_INSTRUCTIONS TO FOLLOW_
Find the word "this" in the material below and gather every line that contains it.

_GIVEN DATA_

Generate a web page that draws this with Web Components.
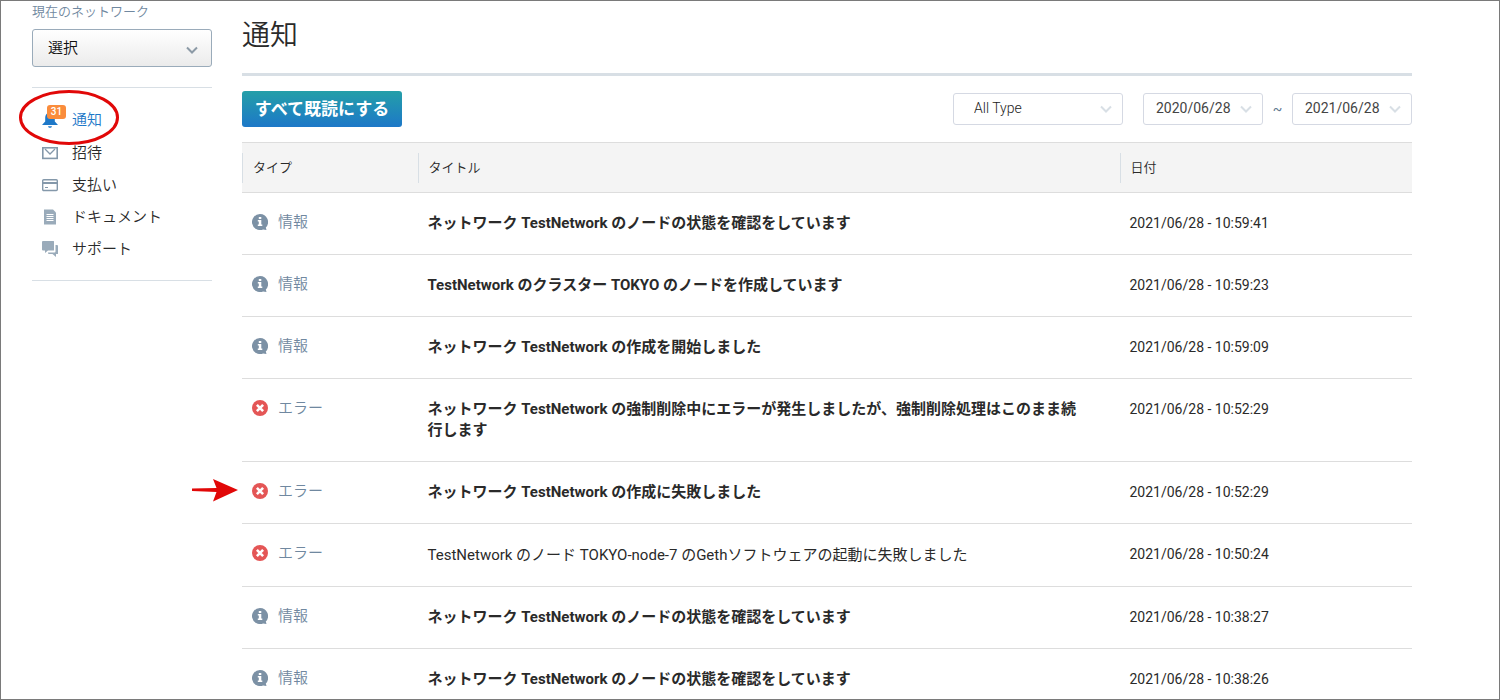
<!DOCTYPE html>
<html lang="ja">
<head>
<meta charset="utf-8">
<title>通知</title>
<style>
  * { box-sizing: border-box; }
  body {
    margin: 0;
    height: 100vh;
    overflow: hidden;
    border: 1px solid #7a7a7a;
    background: #fff;
    color: #2a2a2a;
    font: 350 15px/22px Roboto, "Noto Sans CJK JP", sans-serif;
  }
</style>
</head>
<body>
<app-shell>
  <side-bar slot="side">
    <nav-item icon="bell" badge="31" active marked>通知</nav-item>
    <nav-item icon="mail">招待</nav-item>
    <nav-item icon="card">支払い</nav-item>
    <nav-item icon="doc">ドキュメント</nav-item>
    <nav-item icon="chat">サポート</nav-item>
  </side-bar>
  <page-header>通知</page-header>
  <filter-bar></filter-bar>
  <notice-table></notice-table>
</app-shell>

<script>
const define = (name, css, html, init) => {
  const template = document.createElement('template');
  template.innerHTML = `<style>*{box-sizing:border-box}${css}</style>${html}`;
  customElements.define(name, class extends HTMLElement {
    connectedCallback() {
      if (this.shadowRoot) return;
      this.attachShadow({ mode: 'open' }).append(template.content.cloneNode(true));
      if (init) init(this, this.shadowRoot);
    }
  });
};

const icons = {
  bell: '<path fill="#1d78c8" d="M8 .5C4.700 .5 3.200 3 3.200 6v3.500L0 13h16l-3.200-3.500V6c0-3-1.500-5.500-4.800-5.500zM6 14.200h4c-.3 1.100-1 1.600-2 1.600s-1.700-.5-2-1.600z"/>',
  mail: '<rect x=".8" y="2.800" width="14.400" height="10.600" fill="none" stroke="#8498aa" stroke-width="1.600"/><path d="M3 4l5 5 5-5" fill="none" stroke="#8498aa" stroke-width="1.300"/>',
  card: '<rect x=".7" y="2.700" width="14.600" height="10.800" rx="1" fill="none" stroke="#8498aa" stroke-width="1.400"/><path d="M1 6h14" stroke="#8498aa" stroke-width="2"/><path d="M3 10.500h3" stroke="#8498aa"/>',
  doc: '<path fill="#9aabba" d="M2 .5h9l3 3v12H2z"/><path d="M4.500 5.500h7M4.500 7.500h7M4.500 9.500h7M4.500 11.500h7" stroke="#fff" stroke-width="1"/>',
  chat: '<path fill="#9aabba" d="M1 0h10.500q.5 0 .5.500v8.500q0 .5-.5.500H6l-3 2.500V9.500H1q-1 0-1-1V1q0-1 1-1z"/><path fill="#9aabba" d="M13.500 4H15q1 0 1 1v7.500q0 .5-.5.500H14v3l-3.500-3H7q-1 0-1-1v-.500h6.500q1 0 1-1z"/>',
  info: '<path fill="#7c91a5" d="M8 0a8 8 0 1 0 3 15.400L14.500 16l-.7-2.500A8 8 0 0 0 8 0z"/><path fill="#fff" d="M6.800 3h2.500v2H6.800zM5.800 6h3.500v4.500h1V12H5.800v-1.500h1V7.500h-1z"/>',
  error: '<circle cx="8" cy="8" r="8" fill="#e45656"/><path d="M4.900 4.900l6.200 6.200M11.100 4.900l-6.200 6.200" stroke="#fff" stroke-width="2.600"/>',
  chevron: '<path d="M3 5.500l5 5 5-5" fill="none" stroke="currentColor" stroke-width="2"/>'
};

define('ui-icon', ':host{display:block;width:16px;height:16px;flex:none}svg{display:block;width:100%;height:100%}', '<svg viewBox="0 0 16 16" aria-hidden="true"></svg>',
  (el, root) => { root.querySelector('svg').innerHTML = icons[el.getAttribute('name')]; });

define('app-shell', `
  :host{display:grid;grid-template-columns:180px minmax(0,1fr);column-gap:30px;max-width:1500px;margin:0 auto;padding:0 87px 0 31px}
`, '<aside><slot name="side"></slot></aside><main><slot></slot></main>');

define('side-bar', `
  :host{display:block}
  label{display:block;font-size:13px;line-height:20px;padding-top:1px;color:#7088a0}
  .pick{display:grid;align-items:center;margin:7px 0 20px}
  select{grid-area:1/1;appearance:none;width:100%;height:38px;padding:0 15px;border:1px solid #9aabba;border-radius:3px;
    background:linear-gradient(#fff,#ebebeb);color:#111;font:inherit}
  ui-icon{grid-area:1/1;justify-self:end;margin:3px 12px 0 0;color:#8c9aa6;pointer-events:none}
  nav{border:solid #d8dfe5;border-width:1px 0;padding:16px 0}
`, `<label for="network">現在のネットワーク</label>
  <div class="pick"><select id="network"><option>選択</option></select><ui-icon name="chevron"></ui-icon></div>
  <nav><slot></slot></nav>`);

define('nav-item', `
  :host{display:block;position:relative}
  a{display:flex;align-items:center;gap:14px;height:32px;padding:1px 0 0 10px;color:#2a2a2a;text-decoration:none}
  :host([active]) a{padding-top:0;color:#1d78c8}
  .badge{position:absolute;left:15px;top:1px;min-width:19px;height:14px;border-radius:3px;background:#fa8c3c;color:#fff;
    font-size:10px;font-weight:500;line-height:14px;text-align:center}
  .ring{position:absolute;left:-14px;top:-15px;width:102px;height:56px;pointer-events:none}
`, '<a href="#"><ui-icon></ui-icon><span><slot></slot></span></a>',
  (el, root) => {
    root.querySelector('ui-icon').replaceWith(Object.assign(document.createElement('template'), {
      innerHTML: `<ui-icon name="${el.getAttribute('icon')}"></ui-icon>` }).content);
    if (el.hasAttribute('badge')) root.querySelector('a').insertAdjacentHTML('beforeend', `<span class="badge">${el.getAttribute('badge')}</span>`);
    if (el.hasAttribute('marked')) root.querySelector('a').insertAdjacentHTML('afterend',
      '<svg class="ring" viewBox="0 0 102 56"><ellipse cx="51" cy="28.500" rx="48.500" ry="26" fill="none" stroke="#e10808" stroke-width="3"/></svg>');
  });

define('page-header', `
  :host{display:block;border-bottom:3px solid #d8dfe5}
  h1{margin:0;padding:15px 0 17px;font-size:28px;line-height:40px;font-weight:350}
`, '<h1><slot></slot></h1>');

define('filter-bar', `
  :host{display:flex;align-items:center;justify-content:space-between;padding:15px 0}
  button{width:160px;height:36px;padding:0;border:0;border-radius:3px;background:linear-gradient(#249fa8,#1d78c8);
    color:#fff;font:700 17px/34px Roboto,"Noto Sans CJK JP",sans-serif}
  .filters{display:flex;align-items:center;color:#5f7890}
  .tilde{width:29px;text-align:center;font-size:14px;font-weight:400}
  .box{display:grid;align-items:center;width:120px}
  .type{width:170px;margin-right:20px}
  select,input{grid-area:1/1;appearance:none;width:100%;min-width:0;height:32px;padding:0 12px 2px;border:1px solid #d5d9e3;border-radius:3px;
    background:#fff;color:#444;font:400 14px/20px Roboto,sans-serif}
  select{padding-left:20px;font-weight:300;color:#222}
  ui-icon{grid-area:1/1;justify-self:end;margin-right:9px;color:#d8dfe5;pointer-events:none}
`, `<button type="button">すべて既読にする</button>
  <div class="filters">
    <div class="box type"><select aria-label="タイプ"><option>All Type</option></select><ui-icon name="chevron"></ui-icon></div>
    <div class="box"><input aria-label="開始日" value="2020/06/28" readonly><ui-icon name="chevron"></ui-icon></div>
    <span class="tilde">~</span>
    <div class="box"><input aria-label="終了日" value="2021/06/28" readonly><ui-icon name="chevron"></ui-icon></div>
  </div>`);

define('notice-type', `
  :host{display:flex;align-items:flex-end;gap:10px;color:#7088a0}
  ::slotted(ui-icon){margin-bottom:3px}
`, '<slot name="icon"></slot><span><slot></slot></span>');

const notices = [
  ['info', 'ネットワーク TestNetwork のノードの状態を確認をしています', '2021/06/28 - 10:59:41'],
  ['info', 'TestNetwork のクラスター TOKYO のノードを作成しています', '2021/06/28 - 10:59:23'],
  ['info', 'ネットワーク TestNetwork の作成を開始しました', '2021/06/28 - 10:59:09'],
  ['error', 'ネットワーク TestNetwork の強制削除中にエラーが発生しましたが、強制削除処理はこのまま続行します', '2021/06/28 - 10:52:29'],
  ['error', 'ネットワーク TestNetwork の作成に失敗しました', '2021/06/28 - 10:52:29', 'marked'],
  ['error', 'TestNetwork のノード TOKYO-node-7 のGethソフトウェアの起動に失敗しました', '2021/06/28 - 10:50:24', 'read'],
  ['info', 'ネットワーク TestNetwork のノードの状態を確認をしています', '2021/06/28 - 10:38:27'],
  ['info', 'ネットワーク TestNetwork のノードの状態を確認をしています', '2021/06/28 - 10:38:26']
];
const arrow = '<svg class="arrow" viewBox="0 0 46 24" aria-hidden="true"><path fill="#e10808" d="M0 10.500L24.500 10 21 1 46 12 21 23.500l3.500-9.500L0 13z"/></svg>';

define('notice-table', `
  :host{display:block}
  table{width:100%;table-layout:fixed;border-collapse:separate;border-spacing:0;border-top:1px solid #ddd}
  th,td{text-align:left;vertical-align:top;border-bottom:1px solid #ddd}
  th{padding:10px 0 9px;background:#f4f4f4;font-size:13px;font-weight:350}
  th span{display:block;border-left:1px solid #d8dfe5;padding-left:10px;line-height:30px}
  td{padding:20px 40px 20px 10px;line-height:21px}
  .type{width:15%;padding-right:0;position:relative}
  .title{width:60%}
  .date{width:25%}
  td.type{padding-top:19px}
  td.title{font-weight:700}
  td.date{font-size:14px;font-weight:400;padding-right:0}
  .read td.title{font-weight:400;line-height:22px}
  .arrow{position:absolute;left:-50px;top:16px;width:46px;height:24px}
`, `<table><thead><tr>
    <th class="type" scope="col"><span>タイプ</span></th>
    <th class="title" scope="col"><span>タイトル</span></th>
    <th class="date" scope="col"><span>日付</span></th>
  </tr></thead><tbody></tbody></table>`,
  (el, root) => {
    root.querySelector('tbody').innerHTML = notices.map(([kind, title, date, state = '']) => `
      <tr class="${state}">
        <td class="type"><notice-type><ui-icon slot="icon" name="${kind}"></ui-icon>${kind === 'info' ? '情報' : 'エラー'}</notice-type>${state === 'marked' ? arrow : ''}</td>
        <td class="title">${title}</td>
        <td class="date">${date}</td>
      </tr>`).join('');
  });
</script>
</body>
</html>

_RESULT_
Generate a web page that draws this with Web Components.
      if (this.shadowRoot) return;
      this.attachShadow({ mode: 'open' }).append(template.content.cloneNode(true));
      if (init) init(this, this.shadowRoot);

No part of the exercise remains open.